If procrastination is linked to low understanding of the material itself, that is a different lever entirely. Building familiarity with a topic before the study session reduces the threat it poses and lowers the avoidance urge directly. The active recall guide, the spaced repetition explained post, and the how to focus when studying guide all address the habit-level skills that sit beneath productivity. You can find more resources across the university blog.

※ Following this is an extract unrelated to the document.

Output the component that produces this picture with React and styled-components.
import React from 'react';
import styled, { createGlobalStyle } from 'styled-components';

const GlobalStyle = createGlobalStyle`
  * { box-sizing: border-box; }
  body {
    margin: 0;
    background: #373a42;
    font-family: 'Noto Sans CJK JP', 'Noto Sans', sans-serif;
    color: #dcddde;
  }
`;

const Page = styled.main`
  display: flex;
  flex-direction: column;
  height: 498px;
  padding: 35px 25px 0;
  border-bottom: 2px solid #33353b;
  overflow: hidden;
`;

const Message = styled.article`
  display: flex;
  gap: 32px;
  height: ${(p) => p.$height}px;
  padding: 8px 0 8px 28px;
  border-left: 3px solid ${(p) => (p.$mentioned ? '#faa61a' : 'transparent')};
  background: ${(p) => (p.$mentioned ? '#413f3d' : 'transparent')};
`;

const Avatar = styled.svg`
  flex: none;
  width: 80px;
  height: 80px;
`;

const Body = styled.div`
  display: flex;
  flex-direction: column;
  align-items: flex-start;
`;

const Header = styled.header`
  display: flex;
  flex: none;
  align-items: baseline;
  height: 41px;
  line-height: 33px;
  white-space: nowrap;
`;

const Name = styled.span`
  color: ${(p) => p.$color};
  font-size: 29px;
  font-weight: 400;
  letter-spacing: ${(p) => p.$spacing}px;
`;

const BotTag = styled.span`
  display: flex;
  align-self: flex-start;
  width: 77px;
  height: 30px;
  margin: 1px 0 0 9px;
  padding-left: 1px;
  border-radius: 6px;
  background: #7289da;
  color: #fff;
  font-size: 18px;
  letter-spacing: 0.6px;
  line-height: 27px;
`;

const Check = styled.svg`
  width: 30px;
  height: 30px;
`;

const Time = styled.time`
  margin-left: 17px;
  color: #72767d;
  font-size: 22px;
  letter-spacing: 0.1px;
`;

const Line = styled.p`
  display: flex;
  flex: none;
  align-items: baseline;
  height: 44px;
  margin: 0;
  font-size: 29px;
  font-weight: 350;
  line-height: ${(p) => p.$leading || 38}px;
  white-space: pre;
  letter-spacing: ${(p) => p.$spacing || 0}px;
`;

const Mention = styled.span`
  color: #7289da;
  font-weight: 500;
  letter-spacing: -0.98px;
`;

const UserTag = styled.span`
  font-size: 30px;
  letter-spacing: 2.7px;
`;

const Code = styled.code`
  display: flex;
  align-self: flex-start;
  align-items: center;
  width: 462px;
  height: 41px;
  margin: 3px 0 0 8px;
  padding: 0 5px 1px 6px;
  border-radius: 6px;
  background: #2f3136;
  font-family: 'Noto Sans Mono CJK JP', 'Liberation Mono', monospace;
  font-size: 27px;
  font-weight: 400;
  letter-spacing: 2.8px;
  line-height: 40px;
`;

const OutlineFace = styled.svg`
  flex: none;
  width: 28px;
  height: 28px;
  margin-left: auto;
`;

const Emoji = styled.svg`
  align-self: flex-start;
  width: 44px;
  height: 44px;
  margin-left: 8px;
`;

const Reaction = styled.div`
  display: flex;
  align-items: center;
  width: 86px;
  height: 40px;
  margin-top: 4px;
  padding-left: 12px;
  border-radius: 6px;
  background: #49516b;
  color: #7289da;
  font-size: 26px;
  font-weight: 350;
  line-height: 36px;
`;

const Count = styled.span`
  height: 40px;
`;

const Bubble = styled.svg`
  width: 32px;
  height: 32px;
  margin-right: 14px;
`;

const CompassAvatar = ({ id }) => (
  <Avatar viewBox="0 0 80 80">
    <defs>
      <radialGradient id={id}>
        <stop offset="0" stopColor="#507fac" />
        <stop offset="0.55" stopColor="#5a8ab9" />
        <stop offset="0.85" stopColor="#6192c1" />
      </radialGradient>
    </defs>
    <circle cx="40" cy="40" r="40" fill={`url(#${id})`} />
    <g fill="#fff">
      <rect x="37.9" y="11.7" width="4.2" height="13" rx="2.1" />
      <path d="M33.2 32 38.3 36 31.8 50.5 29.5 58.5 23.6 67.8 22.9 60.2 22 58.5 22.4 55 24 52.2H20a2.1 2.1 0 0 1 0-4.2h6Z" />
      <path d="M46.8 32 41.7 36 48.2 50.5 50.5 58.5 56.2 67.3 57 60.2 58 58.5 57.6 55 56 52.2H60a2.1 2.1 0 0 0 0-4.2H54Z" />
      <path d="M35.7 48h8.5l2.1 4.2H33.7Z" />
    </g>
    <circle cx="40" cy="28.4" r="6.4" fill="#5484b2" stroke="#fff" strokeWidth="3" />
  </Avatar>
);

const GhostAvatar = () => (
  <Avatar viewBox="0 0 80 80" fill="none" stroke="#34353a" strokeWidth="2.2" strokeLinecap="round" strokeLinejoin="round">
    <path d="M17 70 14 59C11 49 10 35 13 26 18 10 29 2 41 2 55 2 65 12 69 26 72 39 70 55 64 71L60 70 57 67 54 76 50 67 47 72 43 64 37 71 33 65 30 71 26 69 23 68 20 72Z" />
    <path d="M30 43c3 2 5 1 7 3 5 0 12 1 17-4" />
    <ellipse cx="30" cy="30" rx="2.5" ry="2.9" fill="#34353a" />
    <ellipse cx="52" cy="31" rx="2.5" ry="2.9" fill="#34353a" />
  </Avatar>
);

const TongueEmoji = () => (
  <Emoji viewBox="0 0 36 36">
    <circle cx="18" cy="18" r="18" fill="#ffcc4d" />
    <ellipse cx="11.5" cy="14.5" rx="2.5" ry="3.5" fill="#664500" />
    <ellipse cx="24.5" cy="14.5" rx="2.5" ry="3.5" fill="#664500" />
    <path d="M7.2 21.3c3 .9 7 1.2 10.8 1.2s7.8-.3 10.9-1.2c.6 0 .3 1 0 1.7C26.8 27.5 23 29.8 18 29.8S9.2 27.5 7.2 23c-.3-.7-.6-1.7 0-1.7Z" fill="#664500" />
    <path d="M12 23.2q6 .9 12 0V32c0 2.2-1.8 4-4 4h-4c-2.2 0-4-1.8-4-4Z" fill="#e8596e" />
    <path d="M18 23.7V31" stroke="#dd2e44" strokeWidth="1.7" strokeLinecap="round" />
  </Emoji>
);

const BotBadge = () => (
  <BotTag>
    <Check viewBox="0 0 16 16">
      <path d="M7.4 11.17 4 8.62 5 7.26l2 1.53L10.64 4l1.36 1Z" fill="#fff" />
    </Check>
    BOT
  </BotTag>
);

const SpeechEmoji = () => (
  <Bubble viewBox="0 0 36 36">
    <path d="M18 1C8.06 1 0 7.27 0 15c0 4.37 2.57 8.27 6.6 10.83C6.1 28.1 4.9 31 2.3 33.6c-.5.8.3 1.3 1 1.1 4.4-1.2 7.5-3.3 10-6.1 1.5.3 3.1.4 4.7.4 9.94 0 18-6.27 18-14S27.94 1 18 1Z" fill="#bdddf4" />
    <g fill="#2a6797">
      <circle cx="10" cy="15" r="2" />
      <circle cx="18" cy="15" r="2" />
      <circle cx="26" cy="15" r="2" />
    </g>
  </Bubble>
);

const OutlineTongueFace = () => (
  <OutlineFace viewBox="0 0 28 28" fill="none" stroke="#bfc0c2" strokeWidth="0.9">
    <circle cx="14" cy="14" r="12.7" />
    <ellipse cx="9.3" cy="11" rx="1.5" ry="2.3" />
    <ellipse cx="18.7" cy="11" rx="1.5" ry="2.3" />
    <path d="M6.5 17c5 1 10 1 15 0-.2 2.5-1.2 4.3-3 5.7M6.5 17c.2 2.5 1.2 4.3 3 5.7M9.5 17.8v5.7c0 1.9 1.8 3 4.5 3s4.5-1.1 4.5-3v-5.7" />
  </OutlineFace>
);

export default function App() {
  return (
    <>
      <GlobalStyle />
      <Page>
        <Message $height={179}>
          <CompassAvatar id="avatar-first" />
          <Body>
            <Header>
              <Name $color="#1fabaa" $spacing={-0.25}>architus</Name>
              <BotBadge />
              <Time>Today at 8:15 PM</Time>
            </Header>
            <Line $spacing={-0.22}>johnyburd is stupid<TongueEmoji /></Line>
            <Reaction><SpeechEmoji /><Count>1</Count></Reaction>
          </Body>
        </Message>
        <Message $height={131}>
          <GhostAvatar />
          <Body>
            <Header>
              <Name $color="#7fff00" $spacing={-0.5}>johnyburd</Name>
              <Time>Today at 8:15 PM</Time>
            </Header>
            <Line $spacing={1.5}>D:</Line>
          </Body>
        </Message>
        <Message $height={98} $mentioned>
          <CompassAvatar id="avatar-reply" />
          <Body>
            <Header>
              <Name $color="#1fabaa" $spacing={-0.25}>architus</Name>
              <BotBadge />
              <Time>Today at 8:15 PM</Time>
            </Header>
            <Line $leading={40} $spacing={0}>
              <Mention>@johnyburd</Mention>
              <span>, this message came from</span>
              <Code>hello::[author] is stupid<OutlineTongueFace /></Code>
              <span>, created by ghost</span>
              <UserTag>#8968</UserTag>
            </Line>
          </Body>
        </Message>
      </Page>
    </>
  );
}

For students who avoid a topic because the material feels unclear, working through it with an AI tutor before the session lowers the emotional cost of starting considerably. Confusion is one of the strongest avoidance triggers; removing it converts a threatening task into a manageable one. See the university resources hub and the grade calculators to track what is at stake and make the goal concrete.

Key Takeaways

  1. Procrastination is emotion regulation, not laziness. You avoid tasks because they trigger discomfort, and avoidance removes that discomfort immediately, which teaches your brain to repeat the pattern.
  2. Self-criticism after procrastinating adds a second emotional cost to the situation and raises the barrier to returning. Sirois (2014) found lower self-compassion predicts higher procrastination and stress across a sample of over 750 people.
  3. The highest-yield starting tactic is shrinking the first step: identify the smallest possible action that counts as entry (open the document, write the date) and commit to only that.
  4. Remove friction before you need willpower. Prepare the study environment in the previous session so nothing stands between deciding and starting when motivation is at its lowest.
  5. Implementation intentions (if-then plans) roughly double goal follow-through compared to vague intentions by delegating initiation to a specific cue rather than to momentary motivation.
  6. Situational procrastination (one module or task type) responds well to the tactics above. Chronic procrastination across all domains is worth discussing with a university wellbeing service.
  7. Confusion about the material itself is a distinct avoidance trigger. Closing a knowledge gap before the study session reduces the threat the task poses and lowers the emotional cost of starting.